Actions for reducing traffic related noise revealed
Phenomena project publishes advice on reducing noise pollution, drawing on insights gained from projects POLIS contributed to.
Long-term exposure to environmental noise from transport can lead to significant health complications. Indeed, The European Environment Agency (EEA) estimates that 109 million people in the EU-28 are exposed to road traffic noise levels of 55 dB Lden and higher.
Given the number of exposed citizens in the EU, and taking into consideration the growth of traffic, infrastructure and adjacent dwellings, further intervention is required to mitigate the impacts of environmental noise in the short and medium term.
The Phenomena project aimed to address this concern, identifying and assess measures to reduce the detrimental effect of transport noise on health. The project has now released its findings publicly.

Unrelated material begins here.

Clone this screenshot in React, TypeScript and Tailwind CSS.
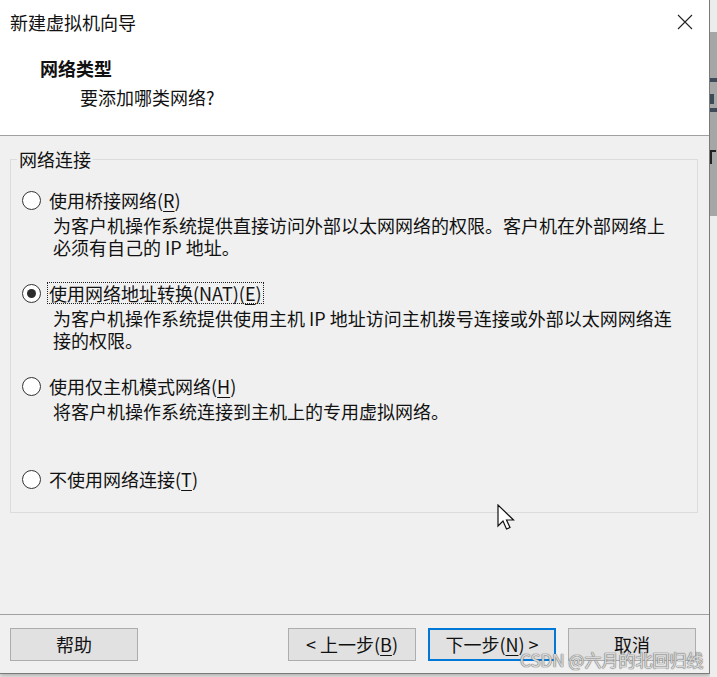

Through a combination of policy research, consultation, health economics and environmental assessment, the project identified 23 individual policy options covering rail, road transport and aviation.
This was established, in part, but exploring some of the outcomes of a variety of projects, on which POLIS was a consortium partner. Indeed, noise abatement measures proposed by CityHush, a project providing municipalities with tools to establish noise maps and action plans, and SILENCE, which established Local Noise Action Plans, provided key insights and tools for Phenomena’s final report.
Solutions at hand?
Individual solutions for road traffic, rail and aviation were identified and analysed for their cost-benefit.
For road traffic, tighter vehicle limits, increased electrification, together with national actions including speed and access restrictions together with more quiet facades and dwelling insulation were proposed. Meanwhile to reduce acoustic impact of railways new track design an electric options (such as that demonstrated in Grenoble Metropole) were advised.
However, the report warns against more superficial- yet expensive- measure such as noise barriers, unless they are integrated in landscape or buildings.